Now, don’t get on your high horses here, there are always some exceptions to the rule. I know that adherence to a program is based on motivation and, thus, enjoying the program. But hopefully you’re getting the point. There are limited resources available, and we must use them wisely.

Every time we are moving, we are spending energy. Whether it’s via concentration, speed, strength, endurance…we’re spending. Spending is ok. That’s why we have currency (in this case, energy). However, there’s a difference between the value and the price. An exercise might have the same price as another but might not have the same value. Value is what you’re getting out of your investment. And that’s going to be dependent on the context, which is going to be dictated by you and your goal.

 

Creating a learning environment is what gives us the best return on our investment because it adds value to what we are spending energy on

 

The world of constraints

There are 3 types of constraints under the umbrella of ecological motor learning: Individual, Environmental, and Task-related.

 

task constraints

 

Individual: If all you have is a hammer, everything looks like a nail

Individual constraints can be influenced by perceptual, cognitive, physical or motor competencies. If we focus on the physical aspect here, when you lack movement competency, you reduce your movement variability. That is, you have less movement options.

Having less movement options leads to an overuse of the path of least resistance, creating movement that is excessive, imprecise or insufficient. We can define this as a compensatory pattern, a poor movement choice, or a suboptimal motor pattern.

Essentially,

 

the resources the individual possesses are going to dictate how the motor problem can be solved

 

You can find the length of the hypotenuse of a triangle without the pythagorean theorem, but it most likely isn’t the most efficient way to go about the problem. The importance of technical mastery is that it’s the ideal or most efficient way to use an organized system of movements to solve a given motor task.

 

Task: The rules of the game

What relates to the task to be accomplished is like knowing the rules of the game of football. Within the game, there might be some different tasks needed from the quarterback, like throwing a screen pass or a hail Mary. Both tasks are going to require a different solution.

 

Environment: The chaos that tests the stickiness of a pattern

Virtually all movements are aimed at achieving something in the environment. In any case, each and every movement takes place in an environment. Mechanically, the environment influences movements through the forces from the environment that act on the body.” (Bernstein, 1996)

The stickiness of a given movement is going to be observed in how it overcomes or reacts to external forces which come from the environment. In sports, this means the opponent’s movements, the playing surface, the fans, or the weather.

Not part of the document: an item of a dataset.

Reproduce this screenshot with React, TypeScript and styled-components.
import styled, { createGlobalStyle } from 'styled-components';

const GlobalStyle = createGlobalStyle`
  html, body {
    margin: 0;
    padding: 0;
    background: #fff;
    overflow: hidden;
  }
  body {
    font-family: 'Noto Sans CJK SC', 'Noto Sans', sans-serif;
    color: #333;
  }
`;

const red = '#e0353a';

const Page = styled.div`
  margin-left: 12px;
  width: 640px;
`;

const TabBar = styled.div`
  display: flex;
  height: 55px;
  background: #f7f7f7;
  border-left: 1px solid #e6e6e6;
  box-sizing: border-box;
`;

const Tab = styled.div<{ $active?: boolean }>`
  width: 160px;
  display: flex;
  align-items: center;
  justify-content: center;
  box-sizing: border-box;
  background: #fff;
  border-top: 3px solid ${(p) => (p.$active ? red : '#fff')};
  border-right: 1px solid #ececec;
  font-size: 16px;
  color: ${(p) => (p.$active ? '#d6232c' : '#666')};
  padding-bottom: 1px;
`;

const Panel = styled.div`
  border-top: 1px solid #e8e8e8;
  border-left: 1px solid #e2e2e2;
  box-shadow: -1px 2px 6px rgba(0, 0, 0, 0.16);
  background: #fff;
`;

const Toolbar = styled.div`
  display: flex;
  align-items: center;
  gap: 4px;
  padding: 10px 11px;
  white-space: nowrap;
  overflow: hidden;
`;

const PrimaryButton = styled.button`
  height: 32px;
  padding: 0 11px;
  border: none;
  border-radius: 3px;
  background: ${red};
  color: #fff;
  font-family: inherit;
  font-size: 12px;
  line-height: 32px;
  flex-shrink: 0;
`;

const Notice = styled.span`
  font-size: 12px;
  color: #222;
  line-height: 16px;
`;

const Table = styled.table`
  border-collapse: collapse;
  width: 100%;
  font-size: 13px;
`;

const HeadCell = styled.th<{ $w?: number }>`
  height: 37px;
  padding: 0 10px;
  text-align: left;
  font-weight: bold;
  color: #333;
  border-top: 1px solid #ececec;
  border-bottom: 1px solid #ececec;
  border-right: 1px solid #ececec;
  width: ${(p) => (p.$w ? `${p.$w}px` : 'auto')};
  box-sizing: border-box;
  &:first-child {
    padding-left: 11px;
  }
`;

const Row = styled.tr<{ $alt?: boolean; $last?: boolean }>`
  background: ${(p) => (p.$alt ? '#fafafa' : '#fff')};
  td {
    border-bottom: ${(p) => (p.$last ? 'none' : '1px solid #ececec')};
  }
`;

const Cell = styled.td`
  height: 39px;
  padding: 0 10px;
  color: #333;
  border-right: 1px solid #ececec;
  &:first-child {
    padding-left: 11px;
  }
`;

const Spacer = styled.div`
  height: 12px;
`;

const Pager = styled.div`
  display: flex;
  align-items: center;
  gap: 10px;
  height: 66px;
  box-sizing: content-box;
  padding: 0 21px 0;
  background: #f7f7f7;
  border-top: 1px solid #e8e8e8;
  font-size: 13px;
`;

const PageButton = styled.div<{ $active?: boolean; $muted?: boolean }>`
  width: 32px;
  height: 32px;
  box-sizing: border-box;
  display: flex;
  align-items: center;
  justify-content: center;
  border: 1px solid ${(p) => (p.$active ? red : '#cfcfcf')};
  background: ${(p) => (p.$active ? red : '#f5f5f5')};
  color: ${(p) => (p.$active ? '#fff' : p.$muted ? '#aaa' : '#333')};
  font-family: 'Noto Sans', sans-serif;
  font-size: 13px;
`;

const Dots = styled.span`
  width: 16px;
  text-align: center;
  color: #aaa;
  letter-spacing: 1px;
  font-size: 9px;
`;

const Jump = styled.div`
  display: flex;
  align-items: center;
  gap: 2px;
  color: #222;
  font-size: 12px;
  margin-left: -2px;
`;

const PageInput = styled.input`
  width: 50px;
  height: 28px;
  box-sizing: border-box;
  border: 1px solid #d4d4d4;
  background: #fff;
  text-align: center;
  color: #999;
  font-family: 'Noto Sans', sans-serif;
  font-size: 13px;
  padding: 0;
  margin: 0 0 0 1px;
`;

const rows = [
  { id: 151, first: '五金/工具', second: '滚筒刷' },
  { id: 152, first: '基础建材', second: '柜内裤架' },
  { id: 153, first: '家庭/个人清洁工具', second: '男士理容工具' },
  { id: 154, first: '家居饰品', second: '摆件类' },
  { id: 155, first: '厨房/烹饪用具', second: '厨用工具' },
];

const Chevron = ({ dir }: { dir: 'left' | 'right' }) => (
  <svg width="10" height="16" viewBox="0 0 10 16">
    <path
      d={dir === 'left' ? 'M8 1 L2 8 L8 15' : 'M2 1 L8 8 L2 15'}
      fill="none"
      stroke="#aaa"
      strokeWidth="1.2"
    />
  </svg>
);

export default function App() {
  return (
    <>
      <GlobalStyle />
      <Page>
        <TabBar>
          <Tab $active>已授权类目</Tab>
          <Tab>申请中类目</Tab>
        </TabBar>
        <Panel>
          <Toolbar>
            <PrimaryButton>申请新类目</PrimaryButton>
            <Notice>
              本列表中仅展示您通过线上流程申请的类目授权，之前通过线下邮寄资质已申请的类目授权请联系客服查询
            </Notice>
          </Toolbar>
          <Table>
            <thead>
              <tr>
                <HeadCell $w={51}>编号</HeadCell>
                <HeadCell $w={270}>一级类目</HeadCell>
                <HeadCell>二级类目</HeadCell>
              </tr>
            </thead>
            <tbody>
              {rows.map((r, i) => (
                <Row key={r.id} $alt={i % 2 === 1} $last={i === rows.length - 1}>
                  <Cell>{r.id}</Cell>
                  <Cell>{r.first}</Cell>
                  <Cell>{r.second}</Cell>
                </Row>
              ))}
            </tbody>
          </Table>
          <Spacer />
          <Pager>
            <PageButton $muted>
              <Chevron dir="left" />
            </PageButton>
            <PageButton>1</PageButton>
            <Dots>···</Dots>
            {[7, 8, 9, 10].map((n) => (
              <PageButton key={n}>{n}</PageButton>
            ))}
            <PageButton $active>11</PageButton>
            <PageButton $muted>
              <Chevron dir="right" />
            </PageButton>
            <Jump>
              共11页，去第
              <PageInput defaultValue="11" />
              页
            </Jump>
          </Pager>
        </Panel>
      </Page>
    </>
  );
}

In the weightlifting world, this might be a little different, as putting yourself under the bar doesn’t come with many surprises. However, there is a big difference between a clean and jerk with a dowel and with 200lbs.

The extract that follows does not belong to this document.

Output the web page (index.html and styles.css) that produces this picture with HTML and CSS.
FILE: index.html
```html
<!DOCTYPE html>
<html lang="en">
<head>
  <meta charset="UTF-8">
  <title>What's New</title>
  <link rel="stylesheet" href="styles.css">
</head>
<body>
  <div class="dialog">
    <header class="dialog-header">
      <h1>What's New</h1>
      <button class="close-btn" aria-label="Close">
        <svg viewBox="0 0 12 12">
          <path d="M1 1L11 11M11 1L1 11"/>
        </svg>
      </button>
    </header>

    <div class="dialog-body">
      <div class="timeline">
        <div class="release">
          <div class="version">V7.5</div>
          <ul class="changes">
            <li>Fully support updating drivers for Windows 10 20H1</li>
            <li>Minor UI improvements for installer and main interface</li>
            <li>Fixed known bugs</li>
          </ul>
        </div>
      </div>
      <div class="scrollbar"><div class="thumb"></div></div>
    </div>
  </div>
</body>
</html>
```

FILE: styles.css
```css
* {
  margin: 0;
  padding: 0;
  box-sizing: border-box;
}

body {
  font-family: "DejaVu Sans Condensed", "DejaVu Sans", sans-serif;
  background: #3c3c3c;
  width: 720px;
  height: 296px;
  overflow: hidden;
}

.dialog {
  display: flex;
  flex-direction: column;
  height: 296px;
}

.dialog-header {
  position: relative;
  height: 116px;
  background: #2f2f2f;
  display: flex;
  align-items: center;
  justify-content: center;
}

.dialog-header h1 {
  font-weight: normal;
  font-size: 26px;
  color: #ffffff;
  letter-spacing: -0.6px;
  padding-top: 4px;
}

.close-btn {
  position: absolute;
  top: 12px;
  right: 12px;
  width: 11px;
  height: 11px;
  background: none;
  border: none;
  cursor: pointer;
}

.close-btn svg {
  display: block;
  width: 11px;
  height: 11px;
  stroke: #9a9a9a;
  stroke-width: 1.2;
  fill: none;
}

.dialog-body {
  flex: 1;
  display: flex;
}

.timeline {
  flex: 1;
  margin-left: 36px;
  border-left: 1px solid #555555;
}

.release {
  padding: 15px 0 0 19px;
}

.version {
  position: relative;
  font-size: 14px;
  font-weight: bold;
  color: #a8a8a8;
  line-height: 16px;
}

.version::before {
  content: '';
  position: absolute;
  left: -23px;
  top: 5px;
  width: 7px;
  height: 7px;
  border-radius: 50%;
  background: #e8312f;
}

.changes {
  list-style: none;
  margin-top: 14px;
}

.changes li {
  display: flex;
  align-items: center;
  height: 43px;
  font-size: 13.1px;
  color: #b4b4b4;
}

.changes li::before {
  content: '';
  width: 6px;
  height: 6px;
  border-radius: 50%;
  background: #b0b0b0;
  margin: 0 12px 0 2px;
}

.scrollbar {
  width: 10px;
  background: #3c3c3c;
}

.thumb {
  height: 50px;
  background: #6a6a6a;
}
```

With 200lbs over your head, I’m pretty sure your body won’t care how you get the weight up. It won’t do what is right, it’s going to do what is familiar. So, what is familiar better be technically sound or you might get yourself into some sub-optimal positions.

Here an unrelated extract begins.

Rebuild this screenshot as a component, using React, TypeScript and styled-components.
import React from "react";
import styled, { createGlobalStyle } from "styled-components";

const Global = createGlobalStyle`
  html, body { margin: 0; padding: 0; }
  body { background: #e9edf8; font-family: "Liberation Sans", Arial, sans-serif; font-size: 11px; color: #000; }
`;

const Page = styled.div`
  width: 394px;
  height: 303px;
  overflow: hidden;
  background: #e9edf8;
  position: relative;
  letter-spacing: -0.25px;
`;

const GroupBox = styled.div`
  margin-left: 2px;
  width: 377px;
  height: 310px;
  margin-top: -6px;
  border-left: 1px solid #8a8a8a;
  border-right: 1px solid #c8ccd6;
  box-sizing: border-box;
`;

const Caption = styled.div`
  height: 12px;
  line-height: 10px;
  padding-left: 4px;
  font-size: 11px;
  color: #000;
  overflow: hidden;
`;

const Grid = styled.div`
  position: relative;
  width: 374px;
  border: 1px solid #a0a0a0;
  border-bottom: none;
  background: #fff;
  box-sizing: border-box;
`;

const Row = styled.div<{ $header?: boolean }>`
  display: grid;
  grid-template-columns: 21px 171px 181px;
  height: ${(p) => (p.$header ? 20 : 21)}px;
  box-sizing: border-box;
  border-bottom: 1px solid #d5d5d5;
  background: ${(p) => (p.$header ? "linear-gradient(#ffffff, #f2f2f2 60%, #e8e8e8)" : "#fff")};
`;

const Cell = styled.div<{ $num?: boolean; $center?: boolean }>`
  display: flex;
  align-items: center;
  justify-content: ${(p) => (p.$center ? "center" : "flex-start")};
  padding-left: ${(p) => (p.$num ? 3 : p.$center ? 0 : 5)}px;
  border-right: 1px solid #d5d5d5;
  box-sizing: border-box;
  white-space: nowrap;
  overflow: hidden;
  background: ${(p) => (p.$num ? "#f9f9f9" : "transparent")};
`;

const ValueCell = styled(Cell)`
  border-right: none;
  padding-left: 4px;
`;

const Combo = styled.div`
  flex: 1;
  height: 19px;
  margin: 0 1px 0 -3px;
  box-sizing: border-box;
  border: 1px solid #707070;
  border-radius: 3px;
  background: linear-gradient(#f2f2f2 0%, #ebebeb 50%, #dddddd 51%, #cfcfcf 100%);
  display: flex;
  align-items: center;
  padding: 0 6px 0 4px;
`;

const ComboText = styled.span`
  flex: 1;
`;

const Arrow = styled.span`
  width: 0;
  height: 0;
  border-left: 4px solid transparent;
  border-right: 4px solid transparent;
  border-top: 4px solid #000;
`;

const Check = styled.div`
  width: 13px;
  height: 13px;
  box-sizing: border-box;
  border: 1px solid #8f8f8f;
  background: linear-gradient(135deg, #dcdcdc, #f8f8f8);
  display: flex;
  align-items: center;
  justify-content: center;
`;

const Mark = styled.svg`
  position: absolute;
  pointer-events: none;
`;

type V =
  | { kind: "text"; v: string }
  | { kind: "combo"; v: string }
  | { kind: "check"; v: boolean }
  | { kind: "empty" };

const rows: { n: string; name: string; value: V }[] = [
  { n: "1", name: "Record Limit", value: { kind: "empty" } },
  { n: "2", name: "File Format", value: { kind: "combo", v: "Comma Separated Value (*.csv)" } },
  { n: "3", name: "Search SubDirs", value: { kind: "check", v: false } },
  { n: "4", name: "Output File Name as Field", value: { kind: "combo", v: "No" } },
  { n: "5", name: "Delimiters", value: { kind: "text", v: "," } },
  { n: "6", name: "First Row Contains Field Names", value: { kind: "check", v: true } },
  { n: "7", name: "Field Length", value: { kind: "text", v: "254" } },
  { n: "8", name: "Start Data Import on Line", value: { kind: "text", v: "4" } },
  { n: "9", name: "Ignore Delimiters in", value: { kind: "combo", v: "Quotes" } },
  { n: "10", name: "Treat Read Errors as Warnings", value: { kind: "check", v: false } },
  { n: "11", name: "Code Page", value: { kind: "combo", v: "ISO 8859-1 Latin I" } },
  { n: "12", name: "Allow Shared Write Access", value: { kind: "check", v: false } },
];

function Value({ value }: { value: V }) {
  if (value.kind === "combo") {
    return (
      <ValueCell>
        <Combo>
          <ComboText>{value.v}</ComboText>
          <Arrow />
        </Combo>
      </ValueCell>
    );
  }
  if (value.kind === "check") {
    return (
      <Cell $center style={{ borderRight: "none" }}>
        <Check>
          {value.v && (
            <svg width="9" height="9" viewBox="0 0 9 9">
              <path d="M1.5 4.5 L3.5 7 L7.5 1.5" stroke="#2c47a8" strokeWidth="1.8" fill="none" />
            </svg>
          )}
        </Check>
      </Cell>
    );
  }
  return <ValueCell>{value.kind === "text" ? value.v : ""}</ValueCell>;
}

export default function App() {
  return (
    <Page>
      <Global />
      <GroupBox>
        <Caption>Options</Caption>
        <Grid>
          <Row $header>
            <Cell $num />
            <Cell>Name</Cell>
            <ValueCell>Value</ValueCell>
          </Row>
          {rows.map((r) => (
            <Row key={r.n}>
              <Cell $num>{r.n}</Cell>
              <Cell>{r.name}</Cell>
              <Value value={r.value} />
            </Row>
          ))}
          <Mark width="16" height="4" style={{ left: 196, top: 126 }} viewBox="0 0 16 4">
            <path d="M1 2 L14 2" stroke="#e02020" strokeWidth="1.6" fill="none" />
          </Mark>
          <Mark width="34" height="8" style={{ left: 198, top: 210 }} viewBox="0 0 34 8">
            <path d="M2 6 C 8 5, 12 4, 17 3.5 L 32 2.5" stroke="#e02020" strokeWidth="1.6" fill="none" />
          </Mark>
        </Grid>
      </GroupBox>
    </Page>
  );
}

In summary, movement choices are made based on an individual’s available resources to satisfy task demands with consideration to environmental factors. It is the interaction between the individual, task and environment that are going to influence movement.

All of these elements need to be considered when intervening on movement optimization, skill acquisition and mastery. Providing instruction, objectives or cueing on the skill or outcome without a clearly defined process of developing progressions suited to the needs of the individual is not ideal for developing competency, proficiency and essentially, sports performance.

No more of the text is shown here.